Türkiye’nin daha geleneksel makroekonomik politikalara dönüş yapmasının, yatırımcıların moralini artırdığına işaret eden OECD yetkilileri, CNBC-e.com’a gönderdikleri e-posta değerlendirmesinde “Türkiye’nin CDS primleri düşüş gösterdi ve Haziran ayında, takas işlemleri hariç net uluslararası rezervler 2020 başından bu yana ilk kez pozitif oldu. Son aylardaki olumlu gelişmelere rağmen, ekonomik zorluklar devam ediyor. Uluslararası ortamdan tam anlamıyla faydalanmak ve daha fazla not artışı sağlamak için makroekonomik istikrar politikalarının devam etmesi gerekiyor” ifadelerine yer verdi.

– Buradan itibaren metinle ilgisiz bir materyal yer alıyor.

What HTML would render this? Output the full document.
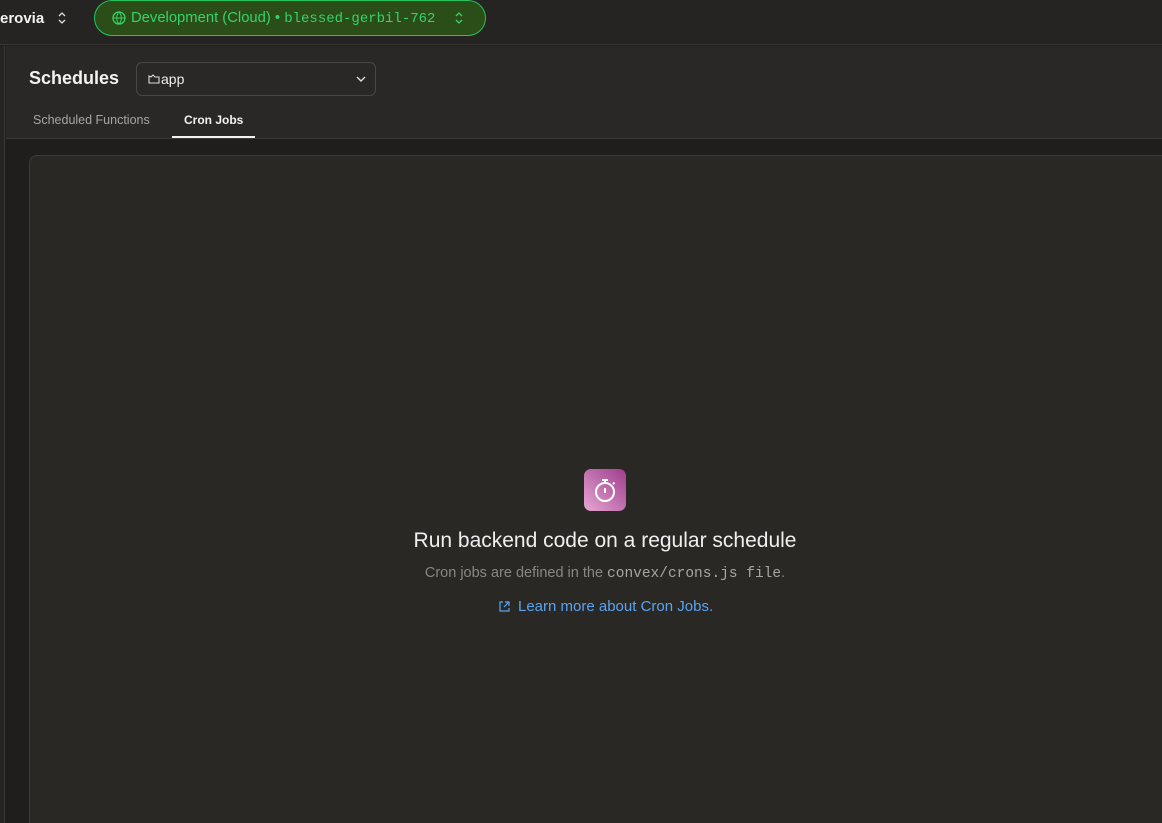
<!DOCTYPE html><html><head><style>
*{box-sizing:border-box;margin:0;padding:0}
html,body{width:1162px;height:823px;overflow:hidden}
body{background:#1f1e1c;font-family:"Liberation Sans",sans-serif;color:#eee;position:relative}
.top{position:absolute;left:0;top:0;width:1162px;height:45px;background:#252422;border-bottom:1px solid #3a3834}
.side{position:absolute;left:0;top:46px;width:5px;height:777px;background:#252422;border-right:1px solid #3a3834}
.head{position:absolute;left:6px;top:46px;right:0;height:93px;background:#2a2826;border-bottom:1px solid #3c3a36}
.card{position:absolute;left:29px;top:155px;width:1150px;height:700px;background:#2a2825;border:1px solid #3c3a36;border-radius:8px}
</style></head><body>
<div class="top">
<div style="position:absolute;left:0;top:10px;font-size:15px;font-weight:bold;color:#f2f2f2">erovia</div>
<svg style="position:absolute;left:57px;top:11px" width="10" height="14"><path d="M2 5l3-3 3 3M2 9l3 3 3-3" stroke="#ddd" stroke-width="1.3" fill="none"/></svg>
<div style="position:absolute;left:94px;top:0;width:392px;height:36px;border:1px solid #22c55e;border-radius:18px;background:#2b4d17;color:#35d46a;font-size:14.8px;line-height:34px;padding-left:36px;white-space:nowrap">Development (Cloud) • <span style="font-family:'Liberation Mono',monospace;font-size:14px">blessed-gerbil-762</span></div>
<svg style="position:absolute;left:112px;top:11px" width="14" height="14"><circle cx="7" cy="7" r="6" stroke="#35d46a" fill="none" stroke-width="1.3"/><path d="M1 7h12M7 1c-3 3-3 9 0 12M7 1c3 3 3 9 0 12" stroke="#35d46a" fill="none" stroke-width="1"/></svg>
<svg style="position:absolute;left:454px;top:11px" width="10" height="14"><path d="M2 5l3-3 3 3M2 9l3 3 3-3" stroke="#35d46a" stroke-width="1.3" fill="none"/></svg>
</div>
<div class="side"></div>
<div class="head">
<div style="position:absolute;left:23px;top:22px;font-size:18px;font-weight:bold;color:#f2f2f2">Schedules</div>
<div style="position:absolute;left:130px;top:16px;width:240px;height:34px;border:1px solid #4a4743;border-radius:6px;font-size:14px;line-height:32px;padding-left:24px;color:#eee">app</div>
<svg style="position:absolute;left:142px;top:27px" width="13" height="12"><path d="M1 3v7h10V4H7L5 2 3 4z" stroke="#ddd" fill="none" stroke-width="1.1"/></svg>
<svg style="position:absolute;left:349px;top:28px" width="12" height="10"><path d="M2 3l4 4 4-4" stroke="#ddd" stroke-width="1.4" fill="none"/></svg>
<div style="position:absolute;left:27px;top:67px;font-size:12.5px;color:#a8a5a0">Scheduled Functions</div>
<div style="position:absolute;left:178px;top:67px;font-size:12px;font-weight:bold;color:#f2f2f2">Cron Jobs</div>
<div style="position:absolute;left:166px;top:90px;width:83px;height:2px;background:#f2f2f2"></div>
</div>
<div class="card"></div>
<div style="position:absolute;left:584px;top:469px;width:42px;height:42px;border-radius:7px;background:linear-gradient(45deg,#e6a6d3,#9e3d8c)"></div>
<svg style="position:absolute;left:584px;top:469px" width="42" height="42"><circle cx="21" cy="23" r="9" stroke="#fff" stroke-width="2" fill="none"/><path d="M18 11h6M21 11v3M21 19v5M29 15l1.5-1.5" stroke="#fff" stroke-width="2" fill="none"/></svg>
<div style="position:absolute;left:0;width:1210px;top:529px;text-align:center;font-size:21px;color:#efefef">Run backend code on a regular schedule</div>
<div style="position:absolute;left:0;width:1210px;top:565px;text-align:center;font-size:14.5px;color:#8a8782">Cron jobs are defined in the <span style="font-family:'Liberation Mono',monospace;color:#a8a5a0">convex/crons.js file</span>.</div>
<svg style="position:absolute;left:498px;top:600px" width="13" height="13"><path d="M5 2H2v9h9V8M7 2h4v4M11 2L6 7" stroke="#5aa3f0" stroke-width="1.2" fill="none"/></svg>
<div style="position:absolute;left:518px;top:598px;font-size:15px;color:#5aa3f0">Learn more about Cron Jobs.</div>
</body></html>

Özellikle ekonomi politikasındaki istikrar ve öngörülebilir bir çerçevenin yatırımcı güvenini artırabileceği ve uluslararası sermaye akışlarını hızlandırabileceği vurgulanırken, bu güven ortamının, kısa vadeli finansal akışların doğrudan yabancı yatırımlara dönüşmesini de sağlayabileceği ifade edildi.

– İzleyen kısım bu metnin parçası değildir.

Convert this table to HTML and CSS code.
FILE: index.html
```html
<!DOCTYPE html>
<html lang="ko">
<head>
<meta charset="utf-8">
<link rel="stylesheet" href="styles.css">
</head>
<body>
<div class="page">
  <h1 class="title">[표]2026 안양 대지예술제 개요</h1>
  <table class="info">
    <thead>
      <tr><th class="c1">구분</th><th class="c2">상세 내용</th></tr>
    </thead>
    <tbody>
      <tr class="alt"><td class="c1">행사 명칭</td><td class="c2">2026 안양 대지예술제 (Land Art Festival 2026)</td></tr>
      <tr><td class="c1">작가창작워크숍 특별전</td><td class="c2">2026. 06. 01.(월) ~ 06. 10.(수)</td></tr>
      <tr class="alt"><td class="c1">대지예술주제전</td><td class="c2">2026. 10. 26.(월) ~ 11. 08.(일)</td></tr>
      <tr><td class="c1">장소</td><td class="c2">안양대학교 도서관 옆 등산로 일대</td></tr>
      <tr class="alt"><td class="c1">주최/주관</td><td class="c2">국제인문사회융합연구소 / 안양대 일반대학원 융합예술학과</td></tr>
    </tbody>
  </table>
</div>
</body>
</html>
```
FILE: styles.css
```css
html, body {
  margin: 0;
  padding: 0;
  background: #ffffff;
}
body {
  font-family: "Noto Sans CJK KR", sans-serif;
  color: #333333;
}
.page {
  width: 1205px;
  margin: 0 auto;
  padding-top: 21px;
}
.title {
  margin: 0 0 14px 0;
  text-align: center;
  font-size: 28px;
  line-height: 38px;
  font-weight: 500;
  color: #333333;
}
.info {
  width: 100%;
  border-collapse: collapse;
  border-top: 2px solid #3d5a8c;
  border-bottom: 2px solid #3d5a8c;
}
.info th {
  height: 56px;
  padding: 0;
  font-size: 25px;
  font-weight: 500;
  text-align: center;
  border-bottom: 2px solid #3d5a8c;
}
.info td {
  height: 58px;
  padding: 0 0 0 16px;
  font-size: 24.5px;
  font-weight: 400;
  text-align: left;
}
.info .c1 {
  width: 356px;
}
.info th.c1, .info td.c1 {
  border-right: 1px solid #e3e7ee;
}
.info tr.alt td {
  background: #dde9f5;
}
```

“TCMB’nin enflasyon hedefi ulaşılabilir”
Yakın zamanda açıklanan Orta Vadeli Program’da, Türkiye’nin 2024 yılı için enflasyon beklentisi yüzde 41,5 olarak belirlendi. Bu oran, önceki OVP raporunda 2024 yılı için öngörülen yüzde 33 seviyesinin oldukça üzerinde yer alıyor. Dolayısıyla, enflasyon beklentisinde ciddi bir artış -850 baz puan- söz konusu. Bu artış, gelecek yıllar için de yukarı yönlü revizyonlarla kendini gösteriyor; 2025 yılı için beklenti yüzde 15,2’den yüzde 17,5’e, 2026 yılı için ise yüzde 8,5’ten yüzde 9,7’ye yükseltildi. Piyasa aktörleri, OVP’deki bu yukarı yönlü revizyonu gerçekçi bir yaklaşım olarak değerlendiriyor.
Buna karşılık TCMB’nin enflasyon beklentisi yüzde 38 seviyesinde. Üst bandı yüzde 42 olan bu hedef henüz revize edilmedi, ancak OVP’nin enflasyon beklentisi TCMB’nin hedefinin üst bandı olan yüzde 42’ye yaklaşıyor. OECD’ye göre TCMB’nin bu hedefe ulaşması ise ihtimal dahilinde.
“TCMB sıkılaşmayı sürdürmeli”
“Para politikası koşullarının sıkı kalması ve enflasyon hedefe sağlam bir şekilde yönelene kadar mali sıkılaşmanın sürdürülmesi gerekiyor”. OECD’nin bu yorumu, aslında doğrudan erken bir faiz indirimi ihtimaline karşı olarak gerçekleşti. Nitekim OECD Türkiye ekonomisinin gidişatına yönelik riskleri ‘erken politika gevşemesi’ ve ‘Merkez’in güvenilirliğinin sarsılması’ olarak belirtti. Enflasyondaki olası bir artışa karşı dikkatli olunması ve bunun hala bir risk faktörü olarak ortada olduğu da ifade edilen bir başka risk faktörü.